Does Cranelift make any attempt to reuse existing stack slots/stack space? i.e. if I allocate slot A, use it for a while, then stop using it and allocate slot B, does Cranelift do anything clever to reduce stack memory usage?
If you mean the explicit stackslots in the preamble (ss0 = stack_slot ...
then stack_load
/ stack_store
/ stack_addr
), no, those are not coalesced. In theory we could analyze the live ranges and look for escaping of the address, and do an LLVM-like mem2reg
pass that lifts non-escaped non-aliasing memory slots to SSA, but in general we try to avoid that kind of complexity and correctness risk; less "magic" with brittle cliffs, more simple canonicalization on code with explicit intentions.
On the other hand, register allocator-managed spillslots are coalesced, because we know their exact live ranges (because the regalloc manages the moves into and out of slots). If a producer wants to benefit from that coalescing, it could lift a stackslot-stored value or struct to SSA itself (like SROA), which then makes the ranges explicit
Ah gotcha. The context here is I'm trying to see what would be needed to pass data around that's on the stack, e.g. a struct returned by a function or passed to one as an argument.
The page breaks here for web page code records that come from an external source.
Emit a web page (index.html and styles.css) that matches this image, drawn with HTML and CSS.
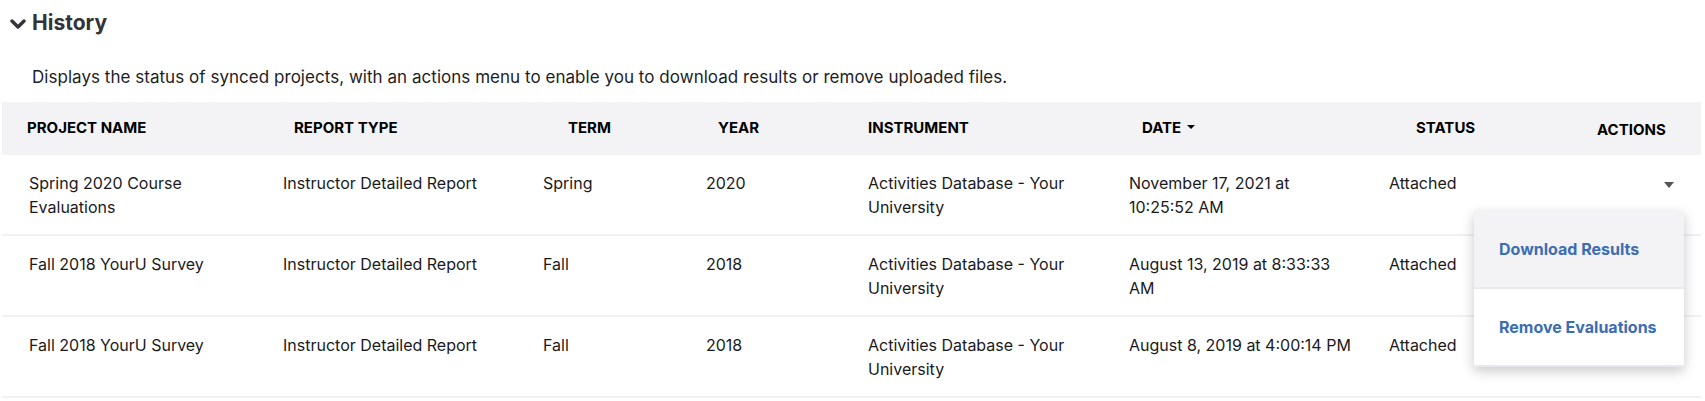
FILE: index.html
```html
<!DOCTYPE html>
<html lang="en">
<head>
    <meta charset="UTF-8">
    <meta name="viewport" content="width=device-width, initial-scale=1.0">
    <title>History</title>
    <link rel="stylesheet" href="styles.css">
</head>
<body>
    <section class="history">
        <h2 class="history-title">
            <svg class="chevron" width="16" height="10" viewBox="0 0 16 10" aria-hidden="true">
                <path d="M2 2 L8 8 L14 2" fill="none" stroke="#333338" stroke-width="3.4" stroke-linecap="round" stroke-linejoin="round"/>
            </svg>
            History
        </h2>

        <p class="history-desc">Displays the status of synced projects, with an actions menu to enable you to download results or remove uploaded files.</p>

        <div class="table-wrap">
            <table class="history-table">
                <colgroup>
                    <col class="w-name">
                    <col class="w-type">
                    <col class="w-term">
                    <col class="w-year">
                    <col class="w-instrument">
                    <col class="w-date">
                    <col class="w-status">
                    <col class="w-actions">
                </colgroup>
                <thead>
                    <tr>
                        <th class="col-name">PROJECT NAME</th>
                        <th class="col-type">REPORT TYPE</th>
                        <th class="col-term">TERM</th>
                        <th class="col-year">YEAR</th>
                        <th class="col-instrument">INSTRUMENT</th>
                        <th class="col-date">DATE <span class="sort-caret"></span></th>
                        <th class="col-status">STATUS</th>
                        <th class="col-actions">ACTIONS</th>
                    </tr>
                </thead>
                <tbody>
                    <tr>
                        <td>Spring 2020 Course Evaluations</td>
                        <td>Instructor Detailed Report</td>
                        <td>Spring</td>
                        <td>2020</td>
                        <td>Activities Database - Your University</td>
                        <td class="col-date">November 17, 2021 at 10:25:52 AM</td>
                        <td>Attached</td>
                        <td class="col-actions"><span class="menu-caret"></span></td>
                    </tr>
                    <tr>
                        <td>Fall 2018 YourU Survey</td>
                        <td>Instructor Detailed Report</td>
                        <td>Fall</td>
                        <td>2018</td>
                        <td>Activities Database - Your University</td>
                        <td class="col-date">August 13, 2019 at 8:33:33 AM</td>
                        <td>Attached</td>
                        <td class="col-actions"></td>
                    </tr>
                    <tr>
                        <td>Fall 2018 YourU Survey</td>
                        <td>Instructor Detailed Report</td>
                        <td>Fall</td>
                        <td>2018</td>
                        <td>Activities Database - Your University</td>
                        <td class="col-date">August 8, 2019 at 4:00:14 PM</td>
                        <td>Attached</td>
                        <td class="col-actions"></td>
                    </tr>
                </tbody>
            </table>

            <ul class="actions-menu">
                <li class="active">Download Results</li>
                <li>Remove Evaluations</li>
            </ul>
        </div>
    </section>
</body>
</html>
```

FILE: styles.css
```css
* {
    margin: 0;
    padding: 0;
    box-sizing: border-box;
}

body {
    font-family: Inter, 'Noto Sans', sans-serif;
    background: #fff;
    color: #1d1d1f;
}

.history-title {
    display: flex;
    align-items: center;
    gap: 6px;
    margin: 8px 0 0 10px;
    font-size: 21px;
    line-height: 30px;
    font-weight: 700;
    color: #333338;
}

.chevron {
    margin-top: 1px;
}

.history-desc {
    margin-top: 27px;
    padding-left: 32px;
    font-size: 17px;
    line-height: 24px;
    letter-spacing: 0.035px;
    color: #1d1d1f;
}

.table-wrap {
    position: relative;
    margin: 13px 4px 0 2px;
}

.history-table {
    width: 100%;
    border-collapse: collapse;
    table-layout: fixed;
}

.w-name { width: 254px; }
.w-type { width: 260px; }
.w-term { width: 163px; }
.w-year { width: 162px; }
.w-instrument { width: 261px; }
.w-date { width: 260px; }
.w-status { width: 208px; }
.w-actions { width: 131px; }

.history-table thead tr {
    background: #f3f3f5;
}

.history-table th {
    height: 53px;
    padding: 16px 10px 17px 27px;
    text-align: left;
    vertical-align: top;
    font-size: 15px;
    line-height: 20px;
    font-weight: 700;
    color: #000;
    white-space: nowrap;
}

.history-table th.col-name { padding-left: 25px; }
.history-table th.col-type { padding-left: 38px; }
.history-table th.col-term { padding-left: 52px; }
.history-table th.col-year { padding-left: 39px; }
.history-table th.col-instrument { padding-left: 27px; }
.history-table th.col-date { padding-left: 40px; }
.history-table th.col-status { padding-left: 54px; }

.history-table th.col-actions {
    padding-top: 18px;
    padding-bottom: 15px;
    padding-right: 37px;
    text-align: right;
}

.sort-caret {
    display: inline-block;
    width: 0;
    height: 0;
    margin-left: 2px;
    vertical-align: 4px;
    border-left: 4px solid transparent;
    border-right: 4px solid transparent;
    border-top: 4px solid #000;
}

.history-table td {
    padding: 16px 20px 15px 27px;
    vertical-align: top;
    font-size: 16px;
    line-height: 24px;
    color: #1a1a1c;
}

.history-table tbody tr {
    border-bottom: 2px solid #f1f1f3;
}

.history-table td.col-date {
    padding-right: 4px;
}

.history-table td.col-actions {
    padding-right: 27px;
    text-align: right;
}

.menu-caret {
    display: inline-block;
    width: 0;
    height: 0;
    margin-top: 11px;
    vertical-align: top;
    border-left: 5.5px solid transparent;
    border-right: 5.5px solid transparent;
    border-top: 6px solid #555;
}

.actions-menu {
    position: absolute;
    top: 109px;
    left: 1472px;
    width: 210px;
    list-style: none;
    background: #fff;
    box-shadow: 0 4px 12px rgba(0, 0, 0, 0.22);
}

.actions-menu li {
    height: 78px;
    padding-left: 25px;
    display: flex;
    align-items: center;
    border-bottom: 2px solid #e9e9ed;
    font-size: 16px;
    font-weight: 700;
    color: #3b6db4;
    cursor: pointer;
}

.actions-menu li.active {
    background: #f3f3f5;
}
```
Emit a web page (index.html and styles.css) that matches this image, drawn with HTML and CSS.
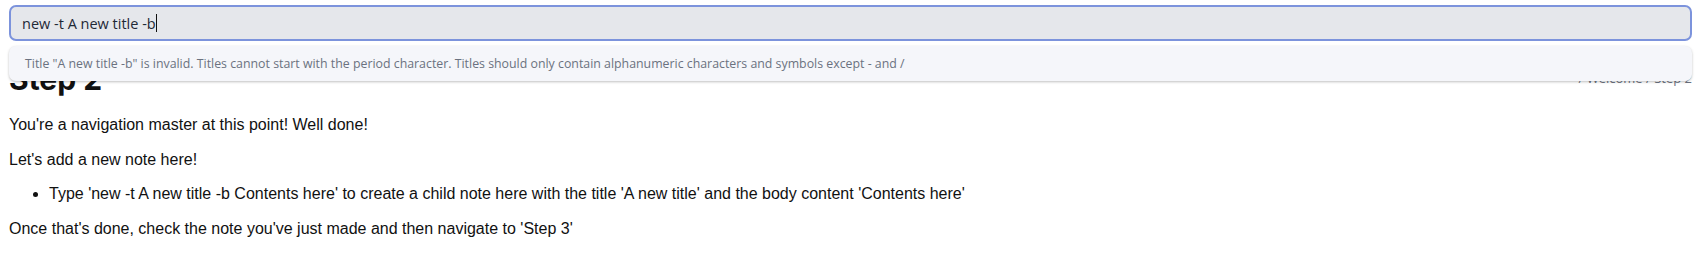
FILE: index.html
```html
<!DOCTYPE html>
<html lang="en">
<head>
    <meta charset="UTF-8">
    <title>Step 2</title>
    <link rel="stylesheet" href="styles.css">
</head>
<body>
    <!-- Command palette over the note -->
    <div class="palette">
        <div class="palette-input">
            <span class="typed">new -t A new title -b</span><span class="caret"></span>
        </div>
        <div class="palette-hint">
            Title "A new title -b" is invalid. Titles cannot start with the period character. Titles should only contain alphanumeric characters and symbols except - and /
        </div>
    </div>

    <div class="note">
        <div class="note-header">
            <h1 class="note-title">Step 2</h1>
            <div class="crumbs">/ Welcome / Step 2</div>
        </div>
        <p>You're a navigation master at this point! Well done!</p>
        <p>Let's add a new note here!</p>
        <ul>
            <li>Type 'new -t A new title -b Contents here' to create a child note here with the title 'A new title' and the body content 'Contents here'</li>
        </ul>
        <p>Once that's done, check the note you've just made and then navigate to 'Step 3'</p>
    </div>
</body>
</html>
```

FILE: styles.css
```css
body {
    margin: 0;
    background: #fff;
    font-family: "Liberation Sans", Arial, sans-serif;
    color: #111;
}

.palette {
    position: absolute;
    top: 5px;
    left: 9px;
    right: 13px;
    z-index: 10;
}
.palette-input {
    display: flex;
    align-items: center;
    height: 36px;
    box-sizing: border-box;
    padding: 0 11px;
    background: #e5e7eb;
    border: 2px solid #7c93dc;
    border-radius: 7px;
    font-family: "Open Sans", "Noto Sans", sans-serif;
    font-size: 14.5px;
    color: #1f2937;
}
.caret {
    display: inline-block;
    width: 1px;
    height: 18px;
    background: #111;
}
.palette-hint {
    margin-top: 5px;
    height: 35px;
    box-sizing: border-box;
    padding: 0 16px;
    display: flex;
    align-items: center;
    background: #f5f6fa;
    border-radius: 7px;
    box-shadow: 0 1px 3px rgba(0, 0, 0, .18), 0 1px 2px rgba(0, 0, 0, .08);
    font-family: "Open Sans", "Noto Sans", sans-serif;
    font-size: 12.35px;
    color: #6b7280;
}

.note {
    padding: 0 13px 0 9px;
}
.note-header {
    display: flex;
    justify-content: space-between;
    align-items: flex-end;
    padding-top: 62px;
    padding-bottom: 4px;
}
.note-title {
    margin: 0;
    font-family: Inter, "Liberation Sans", sans-serif;
    font-size: 30px;
    font-weight: 700;
    line-height: 34px;
    color: #111;
}
.crumbs {
    font-family: "Open Sans", sans-serif;
    font-size: 13px;
    line-height: 16px;
    color: #6b7280;
    margin-bottom: 10px;
}
p { margin: 16px 0; font-size: 16px; line-height: 18.5px; }
ul { margin: 16px 0; padding-left: 40px; font-size: 16px; line-height: 18.5px; }
```
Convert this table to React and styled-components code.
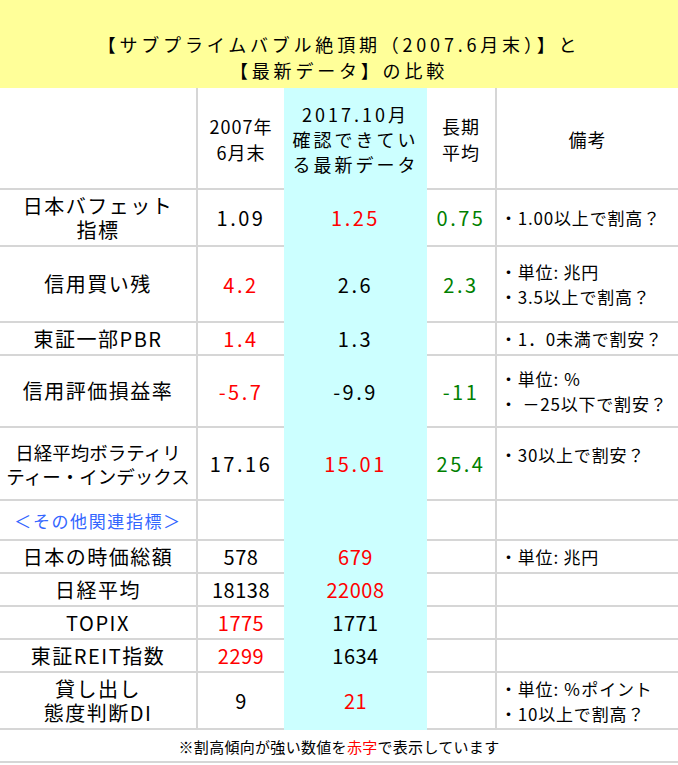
import React from 'react';
import styled, { createGlobalStyle } from 'styled-components';

const GlobalStyle = createGlobalStyle`
    html, body {
        margin: 0;
        padding: 0;
        background: #ffffff;
    }
    body {
        font-family: "Noto Sans CJK JP", "Noto Sans", sans-serif;
        color: #000000;
    }
`;

const LINE = '#d6d6d6';
const BLUE = '#ccffff';

const Page = styled.div`
    width: 678px;
    height: 765px;
    overflow: hidden;
    background: #ffffff;
`;

const TitleBand = styled.div`
    height: 88px;
    box-sizing: border-box;
    padding-top: 31px;
    background: #ffff99;
    text-align: center;
    font-size: 18px;
    line-height: 26px;
    letter-spacing: 3.8px;
`;

const Table = styled.div`
    display: grid;
    grid-template-columns: 196px 88px 143px 68px 183px;
    grid-template-rows: 102px 57px 76px 33px 72px 73px 40px 33px 33px 33px 33px 57px 33px;
`;

const Cell = styled.div`
    box-sizing: border-box;
    display: flex;
    align-items: center;
    justify-content: center;
    text-align: center;
    border-bottom: 2px solid ${(p) => (p.$blue ? BLUE : LINE)};
    border-left: ${(p) => (p.$divider ? `2px solid ${LINE}` : 'none')};
    background: ${(p) => (p.$blue ? BLUE : '#ffffff')};
`;

const HeadCell = styled(Cell)`
    font-size: 18px;
    line-height: ${(p) => (p.$blue ? '25px' : '26px')};
    letter-spacing: ${(p) => (p.$blue ? '3px' : '1px')};
    padding-top: 2px;
`;

const LabelCell = styled(Cell)`
    font-size: ${(p) => (p.$compact ? '18.5px' : '20px')};
    line-height: 24px;
    letter-spacing: ${(p) => (p.$compact ? '0' : '1.5px')};
    white-space: nowrap;
`;

const tones = {
    red: '#ff0000',
    green: '#008000',
    black: '#000000',
};

const NumCell = styled(Cell)`
    font-size: 20px;
    letter-spacing: ${(p) => (p.$spaced ? '2.5px' : '0.5px')};
    color: ${(p) => tones[p.$tone || 'black']};
`;

const NoteCell = styled(Cell)`
    justify-content: flex-start;
    align-items: ${(p) => (p.$top ? 'flex-start' : 'center')};
    padding: ${(p) => (p.$top ? '14px 0 0 3px' : '0 0 0 3px')};
    text-align: left;
    font-size: 17px;
    line-height: 25px;
    letter-spacing: 0.8px;
    white-space: nowrap;
`;

const SectionCell = styled(Cell)`
    font-size: 17px;
    letter-spacing: 1.6px;
    color: #3366ff;
`;

const FootCell = styled(Cell)`
    grid-column: 1 / -1;
    font-size: 15px;
    letter-spacing: 0.3px;
    padding-top: 2px;
`;

const Red = styled.span`
    color: #ff0000;
`;

const rows = [
    { label: ['日本バフェット', '指標'], a: '1.09', b: '1.25', bTone: 'red', c: '0.75', notes: ['・1.00以上で割高？'], spaced: true },
    { label: ['信用買い残'], a: '4.2', aTone: 'red', b: '2.6', c: '2.3', notes: ['・単位: 兆円', '・3.5以上で割高？'], spaced: true },
    { label: ['東証一部PBR'], a: '1.4', aTone: 'red', b: '1.3', c: '', notes: ['・1．0未満で割安？'], spaced: true },
    { label: ['信用評価損益率'], a: '-5.7', aTone: 'red', b: '-9.9', c: '-11', notes: ['・単位: ％', '・ －25以下で割安？'], spaced: true },
    { label: ['日経平均ボラティリ', 'ティー・インデックス'], compact: true, a: '17.16', b: '15.01', bTone: 'red', c: '25.4', notes: ['・30以上で割安？'], top: true, spaced: true },
    { section: '＜その他関連指標＞' },
    { label: ['日本の時価総額'], a: '578', b: '679', bTone: 'red', notes: ['・単位: 兆円'] },
    { label: ['日経平均'], a: '18138', b: '22008', bTone: 'red', notes: [] },
    { label: ['TOPIX'], a: '1775', aTone: 'red', b: '1771', notes: [] },
    { label: ['東証REIT指数'], a: '2299', aTone: 'red', b: '1634', notes: [] },
    { label: ['貸し出し', '態度判断DI'], a: '9', b: '21', bTone: 'red', notes: ['・単位: ％ポイント', '・10以上で割高？'] },
];

const lines = (arr) =>
    arr.map((t, i) => (
        <React.Fragment key={i}>
            {i > 0 && <br />}
            {t}
        </React.Fragment>
    ));

const App = () => {
    return (
        <Page>
            <GlobalStyle />
            <TitleBand>
                【サブプライムバブル絶頂期（2007.6月末）】と
                <br />
                【最新データ】の比較
            </TitleBand>
            <Table>
                <HeadCell />
                <HeadCell $divider>
                    <div>2007年<br />6月末</div>
                </HeadCell>
                <HeadCell $blue>
                    <div>2017.10月<br />確認できてい<br />る最新データ</div>
                </HeadCell>
                <HeadCell>
                    <div>長期<br />平均</div>
                </HeadCell>
                <HeadCell $divider>備考</HeadCell>

                {rows.map((r, i) =>
                    r.section ? (
                        <React.Fragment key={i}>
                            <SectionCell>{r.section}</SectionCell>
                            <Cell $divider />
                            <Cell $blue />
                            <Cell />
                            <Cell $divider />
                        </React.Fragment>
                    ) : (
                        <React.Fragment key={i}>
                            <LabelCell $compact={r.compact}>
                                <div>{lines(r.label)}</div>
                            </LabelCell>
                            <NumCell $divider $tone={r.aTone} $spaced={r.spaced}>{r.a}</NumCell>
                            <NumCell $blue $tone={r.bTone} $spaced={r.spaced}>{r.b}</NumCell>
                            <NumCell $tone="green" $spaced={r.spaced}>{r.c}</NumCell>
                            <NoteCell $divider $top={r.top}>
                                <div>{lines(r.notes)}</div>
                            </NoteCell>
                        </React.Fragment>
                    )
                )}

                <FootCell>
                    ※割高傾向が強い数値を<Red>赤字</Red>で表示しています
                </FootCell>
            </Table>
        </Page>
    );
};

export default App;
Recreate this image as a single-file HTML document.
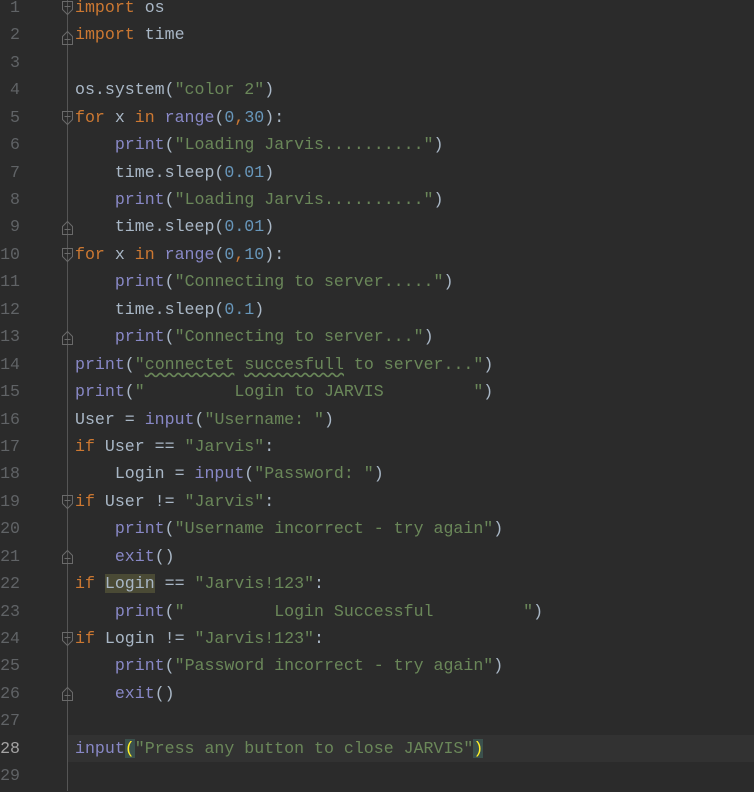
<!DOCTYPE html>
<html><head><meta charset="utf-8"><style>
body{margin:0;width:754px;height:791px;background:#2b2b2b;overflow:hidden;position:relative;font-family:"Liberation Mono",monospace;font-size:16.6px;}
#wrap{position:absolute;left:0;top:1px;width:754px;height:791px}
.ln{position:absolute;left:0;width:20px;text-align:right;color:#606366;line-height:27.43px;}
.l{position:absolute;left:75px;color:#a9b7c6;line-height:27.43px;white-space:pre;}
.k{color:#cc7832}.b{color:#8888c6}.s{color:#6a8759}.n{color:#6897bb}
.w{text-decoration:underline wavy #6a8759;text-underline-offset:3px}
#sep{position:absolute;left:67px;top:0;width:1px;height:791px;background:#555}
#cur{position:absolute;left:68px;right:0;top:735px;height:27px;background:#323232}
</style></head><body>
<div id="cur"></div>
<div id="sep"></div>
<div id="wrap">
<div class="ln" style="top:-7px">1</div><div class="ln" style="top:20.4px">2</div><div class="ln" style="top:47.9px">3</div><div class="ln" style="top:75.3px">4</div><div class="ln" style="top:102.7px">5</div><div class="ln" style="top:130.2px">6</div><div class="ln" style="top:157.6px">7</div><div class="ln" style="top:185px">8</div><div class="ln" style="top:212.4px">9</div><div class="ln" style="top:239.9px">10</div><div class="ln" style="top:267.3px">11</div><div class="ln" style="top:294.7px">12</div><div class="ln" style="top:322.2px">13</div><div class="ln" style="top:349.6px">14</div><div class="ln" style="top:377px">15</div><div class="ln" style="top:404.5px">16</div><div class="ln" style="top:431.9px">17</div><div class="ln" style="top:459.3px">18</div><div class="ln" style="top:486.7px">19</div><div class="ln" style="top:514.2px">20</div><div class="ln" style="top:541.6px">21</div><div class="ln" style="top:569px">22</div><div class="ln" style="top:596.5px">23</div><div class="ln" style="top:623.9px">24</div><div class="ln" style="top:651.3px">25</div><div class="ln" style="top:678.8px">26</div><div class="ln" style="top:706.2px">27</div><div class="ln" style="top:733.6px;color:#a4a3a3">28</div><div class="ln" style="top:761px">29</div>

<div class="l" style="top:-7px"><span class="k">import</span> os</div>
<div class="l" style="top:20.4px"><span class="k">import</span> time</div>
<div class="l" style="top:75.3px">os.system(<span class="s">"color 2"</span>)</div>
<div class="l" style="top:102.7px"><span class="k">for</span> x <span class="k">in</span> <span class="b">range</span>(<span class="n">0</span><span class="k">,</span><span class="n">30</span>):</div>
<div class="l" style="top:130.2px">    <span class="b">print</span>(<span class="s">"Loading Jarvis.........."</span>)</div>
<div class="l" style="top:157.6px">    time.sleep(<span class="n">0.01</span>)</div>
<div class="l" style="top:185px">    <span class="b">print</span>(<span class="s">"Loading Jarvis.........."</span>)</div>
<div class="l" style="top:212.4px">    time.sleep(<span class="n">0.01</span>)</div>
<div class="l" style="top:239.9px"><span class="k">for</span> x <span class="k">in</span> <span class="b">range</span>(<span class="n">0</span><span class="k">,</span><span class="n">10</span>):</div>
<div class="l" style="top:267.3px">    <span class="b">print</span>(<span class="s">"Connecting to server....."</span>)</div>
<div class="l" style="top:294.7px">    time.sleep(<span class="n">0.1</span>)</div>
<div class="l" style="top:322.2px">    <span class="b">print</span>(<span class="s">"Connecting to server..."</span>)</div>
<div class="l" style="top:349.6px"><span class="b">print</span>(<span class="s">"<span class="w">connectet</span> <span class="w">succesfull</span> to server..."</span>)</div>
<div class="l" style="top:377px"><span class="b">print</span>(<span class="s">"         Login to JARVIS         "</span>)</div>
<div class="l" style="top:404.5px">User = <span class="b">input</span>(<span class="s">"Username: "</span>)</div>
<div class="l" style="top:431.9px"><span class="k">if</span> User == <span class="s">"Jarvis"</span>:</div>
<div class="l" style="top:459.3px">    Login = <span class="b">input</span>(<span class="s">"Password: "</span>)</div>
<div class="l" style="top:486.7px"><span class="k">if</span> User != <span class="s">"Jarvis"</span>:</div>
<div class="l" style="top:514.2px">    <span class="b">print</span>(<span class="s">"Username incorrect - try again"</span>)</div>
<div class="l" style="top:541.6px">    <span class="b">exit</span>()</div>
<div class="l" style="top:569px"><span class="k">if</span> <span style="background:#4a4a35">Login</span> == <span class="s">"Jarvis!123"</span>:</div>
<div class="l" style="top:596.5px">    <span class="b">print</span>(<span class="s">"         Login Successful         "</span>)</div>
<div class="l" style="top:623.9px"><span class="k">if</span> Login != <span class="s">"Jarvis!123"</span>:</div>
<div class="l" style="top:651.3px">    <span class="b">print</span>(<span class="s">"Password incorrect - try again"</span>)</div>
<div class="l" style="top:678.8px">    <span class="b">exit</span>()</div>
<div class="l" style="top:733.6px"><span class="b">input</span><span style="background:#3b514d;color:#ffef28">(</span><span class="s">"Press any button to close JARVIS"</span><span style="background:#3b514d;color:#ffef28">)</span></div>
</div>
<svg width="80" height="791" style="position:absolute;left:0;top:0" fill="none" stroke="#6a6a6a" stroke-width="1">
<path d="M62.5 1.5h10v8l-5 5l-5-5z"/><path d="M64.5 6.5h6"/>
<path d="M62.5 44.5h10v-8l-5-5l-5 5z"/><path d="M64.5 39.5h6"/>
<path d="M62.5 111.5h10v8l-5 5l-5-5z"/><path d="M64.5 116.5h6"/>
<path d="M62.5 234.5h10v-8l-5-5l-5 5z"/><path d="M64.5 229.5h6"/>
<path d="M62.5 248.5h10v8l-5 5l-5-5z"/><path d="M64.5 253.5h6"/>
<path d="M62.5 344.5h10v-8l-5-5l-5 5z"/><path d="M64.5 339.5h6"/>
<path d="M62.5 495.5h10v8l-5 5l-5-5z"/><path d="M64.5 500.5h6"/>
<path d="M62.5 563.5h10v-8l-5-5l-5 5z"/><path d="M64.5 558.5h6"/>
<path d="M62.5 632.5h10v8l-5 5l-5-5z"/><path d="M64.5 637.5h6"/>
<path d="M62.5 700.5h10v-8l-5-5l-5 5z"/><path d="M64.5 695.5h6"/>
</svg>
</body></html>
Based on the above it seems I'd have to devise some sort of mechanism to reuse slots no longer in use :smile:
Makes sense -- yep, it seems like a scheme that manages and reuses slots at a layer above Cranelift would make sense. FWIW, @bjorn3 probably has thoughts/suggestions here too, from implementing rustc's ABI (presumably including struct returns?) lowered to CLIF
cg_clif reuses the abi calculation code of rustc. Using that outside rustc is non-trivial.